**Your task:**
Locate all lines in the data below that hold "this" and show them.

**Material provided:**
-*-*-
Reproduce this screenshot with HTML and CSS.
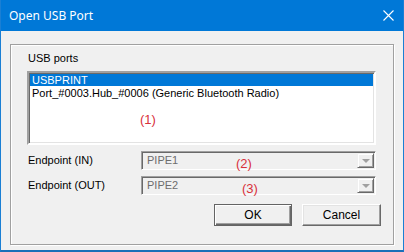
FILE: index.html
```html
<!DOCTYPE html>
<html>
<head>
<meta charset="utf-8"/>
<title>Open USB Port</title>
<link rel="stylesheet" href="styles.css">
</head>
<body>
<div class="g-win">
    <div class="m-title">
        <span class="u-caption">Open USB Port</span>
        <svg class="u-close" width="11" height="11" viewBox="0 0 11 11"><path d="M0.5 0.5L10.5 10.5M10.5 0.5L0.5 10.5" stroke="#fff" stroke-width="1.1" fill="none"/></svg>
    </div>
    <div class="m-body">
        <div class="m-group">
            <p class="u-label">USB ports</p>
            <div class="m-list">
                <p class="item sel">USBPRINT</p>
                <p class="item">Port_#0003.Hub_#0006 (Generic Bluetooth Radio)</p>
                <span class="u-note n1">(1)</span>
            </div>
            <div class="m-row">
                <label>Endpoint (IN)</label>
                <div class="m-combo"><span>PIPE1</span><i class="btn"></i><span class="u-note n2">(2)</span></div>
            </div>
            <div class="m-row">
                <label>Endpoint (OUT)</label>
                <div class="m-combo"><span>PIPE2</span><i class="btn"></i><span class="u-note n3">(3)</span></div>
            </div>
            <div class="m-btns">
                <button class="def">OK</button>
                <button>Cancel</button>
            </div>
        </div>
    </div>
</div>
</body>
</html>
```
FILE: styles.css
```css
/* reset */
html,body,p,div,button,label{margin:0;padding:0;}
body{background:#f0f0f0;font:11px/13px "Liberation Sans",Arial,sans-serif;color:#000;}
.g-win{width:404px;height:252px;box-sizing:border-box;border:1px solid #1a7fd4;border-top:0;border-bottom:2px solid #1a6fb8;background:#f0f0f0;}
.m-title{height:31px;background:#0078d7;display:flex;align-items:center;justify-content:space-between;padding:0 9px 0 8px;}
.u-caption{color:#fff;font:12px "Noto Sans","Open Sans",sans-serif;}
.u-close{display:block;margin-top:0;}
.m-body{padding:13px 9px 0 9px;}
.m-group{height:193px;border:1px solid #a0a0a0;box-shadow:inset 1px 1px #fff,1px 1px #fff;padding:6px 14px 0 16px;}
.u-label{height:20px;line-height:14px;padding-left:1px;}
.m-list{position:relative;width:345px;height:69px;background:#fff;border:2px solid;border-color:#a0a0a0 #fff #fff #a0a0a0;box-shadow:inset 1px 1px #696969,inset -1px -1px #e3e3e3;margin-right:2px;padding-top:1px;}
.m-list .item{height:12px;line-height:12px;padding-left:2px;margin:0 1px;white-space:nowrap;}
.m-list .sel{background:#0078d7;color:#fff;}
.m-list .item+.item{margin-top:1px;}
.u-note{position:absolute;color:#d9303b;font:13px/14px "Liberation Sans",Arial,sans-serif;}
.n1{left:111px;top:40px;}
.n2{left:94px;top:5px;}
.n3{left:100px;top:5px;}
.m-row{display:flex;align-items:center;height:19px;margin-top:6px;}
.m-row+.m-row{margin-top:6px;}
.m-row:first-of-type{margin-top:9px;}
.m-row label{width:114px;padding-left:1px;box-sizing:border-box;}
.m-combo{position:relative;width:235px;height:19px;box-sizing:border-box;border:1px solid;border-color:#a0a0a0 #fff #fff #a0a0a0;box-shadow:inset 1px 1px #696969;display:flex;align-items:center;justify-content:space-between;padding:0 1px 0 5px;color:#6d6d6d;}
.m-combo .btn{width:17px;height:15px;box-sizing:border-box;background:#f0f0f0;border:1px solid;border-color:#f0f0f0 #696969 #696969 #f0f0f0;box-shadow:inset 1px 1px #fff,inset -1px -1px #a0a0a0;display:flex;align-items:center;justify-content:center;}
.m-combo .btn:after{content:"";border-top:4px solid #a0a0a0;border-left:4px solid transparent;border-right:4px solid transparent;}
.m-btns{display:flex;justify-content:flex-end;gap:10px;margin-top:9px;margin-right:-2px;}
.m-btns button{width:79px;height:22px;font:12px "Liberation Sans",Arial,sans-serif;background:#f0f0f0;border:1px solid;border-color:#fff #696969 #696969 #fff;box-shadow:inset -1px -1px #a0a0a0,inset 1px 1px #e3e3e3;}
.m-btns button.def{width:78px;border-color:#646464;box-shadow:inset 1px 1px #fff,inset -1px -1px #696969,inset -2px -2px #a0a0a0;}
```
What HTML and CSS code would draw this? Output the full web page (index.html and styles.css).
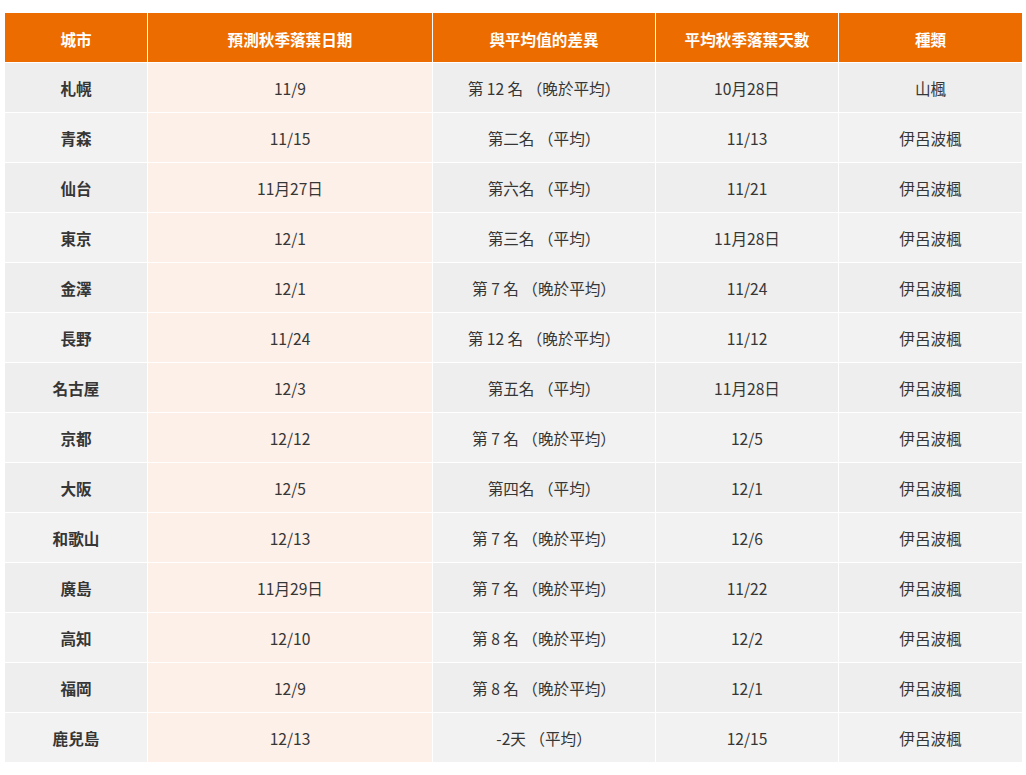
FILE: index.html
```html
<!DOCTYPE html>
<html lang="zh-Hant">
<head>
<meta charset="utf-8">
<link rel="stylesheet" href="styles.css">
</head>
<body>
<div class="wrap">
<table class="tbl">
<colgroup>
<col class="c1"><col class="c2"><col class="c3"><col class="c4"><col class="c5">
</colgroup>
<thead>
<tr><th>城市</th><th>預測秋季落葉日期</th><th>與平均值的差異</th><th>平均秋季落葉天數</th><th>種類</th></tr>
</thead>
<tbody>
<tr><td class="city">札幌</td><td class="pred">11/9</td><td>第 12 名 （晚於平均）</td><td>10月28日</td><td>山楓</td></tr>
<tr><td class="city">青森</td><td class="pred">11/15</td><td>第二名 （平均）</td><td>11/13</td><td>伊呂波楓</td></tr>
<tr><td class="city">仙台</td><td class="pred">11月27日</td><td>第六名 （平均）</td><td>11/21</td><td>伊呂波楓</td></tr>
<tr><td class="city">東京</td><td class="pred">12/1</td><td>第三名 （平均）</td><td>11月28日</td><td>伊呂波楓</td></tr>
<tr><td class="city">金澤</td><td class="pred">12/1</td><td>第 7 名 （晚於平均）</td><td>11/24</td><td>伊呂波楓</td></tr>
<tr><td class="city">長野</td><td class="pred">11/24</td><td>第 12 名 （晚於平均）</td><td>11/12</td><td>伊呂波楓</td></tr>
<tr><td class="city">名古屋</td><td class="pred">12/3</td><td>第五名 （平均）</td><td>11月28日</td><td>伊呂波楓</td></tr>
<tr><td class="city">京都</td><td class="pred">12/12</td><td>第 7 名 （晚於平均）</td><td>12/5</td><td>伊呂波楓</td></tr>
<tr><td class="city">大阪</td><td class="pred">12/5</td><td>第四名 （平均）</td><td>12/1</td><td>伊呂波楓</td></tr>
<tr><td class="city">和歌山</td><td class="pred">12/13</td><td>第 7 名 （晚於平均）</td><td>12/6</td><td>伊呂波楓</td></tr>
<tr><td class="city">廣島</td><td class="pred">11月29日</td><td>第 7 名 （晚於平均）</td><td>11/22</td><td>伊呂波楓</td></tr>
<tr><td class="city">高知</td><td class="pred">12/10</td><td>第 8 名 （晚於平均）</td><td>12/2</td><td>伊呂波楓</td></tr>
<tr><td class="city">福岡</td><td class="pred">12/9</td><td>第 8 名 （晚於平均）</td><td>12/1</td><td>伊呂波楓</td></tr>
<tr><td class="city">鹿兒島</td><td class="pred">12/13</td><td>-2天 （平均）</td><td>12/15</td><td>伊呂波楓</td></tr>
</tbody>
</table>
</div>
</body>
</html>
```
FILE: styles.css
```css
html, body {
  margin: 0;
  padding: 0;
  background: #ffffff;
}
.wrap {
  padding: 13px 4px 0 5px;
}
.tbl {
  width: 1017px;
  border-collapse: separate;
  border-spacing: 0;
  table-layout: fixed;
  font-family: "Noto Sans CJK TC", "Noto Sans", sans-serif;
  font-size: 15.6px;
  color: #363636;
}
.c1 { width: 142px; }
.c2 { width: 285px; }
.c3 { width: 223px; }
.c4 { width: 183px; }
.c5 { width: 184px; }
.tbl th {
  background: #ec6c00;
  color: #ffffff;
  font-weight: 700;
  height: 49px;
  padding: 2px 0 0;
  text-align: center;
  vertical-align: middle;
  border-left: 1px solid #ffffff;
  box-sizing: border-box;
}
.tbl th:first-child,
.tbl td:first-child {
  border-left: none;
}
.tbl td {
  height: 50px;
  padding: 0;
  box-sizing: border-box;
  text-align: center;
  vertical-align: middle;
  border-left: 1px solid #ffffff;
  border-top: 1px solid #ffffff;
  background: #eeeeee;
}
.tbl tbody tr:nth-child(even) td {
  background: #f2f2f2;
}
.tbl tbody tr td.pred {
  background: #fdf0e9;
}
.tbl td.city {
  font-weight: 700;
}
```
-*-*-
**Task result:**
Reproduce this screenshot with HTML and CSS.
What HTML and CSS code would draw this? Output the full web page (index.html and styles.css).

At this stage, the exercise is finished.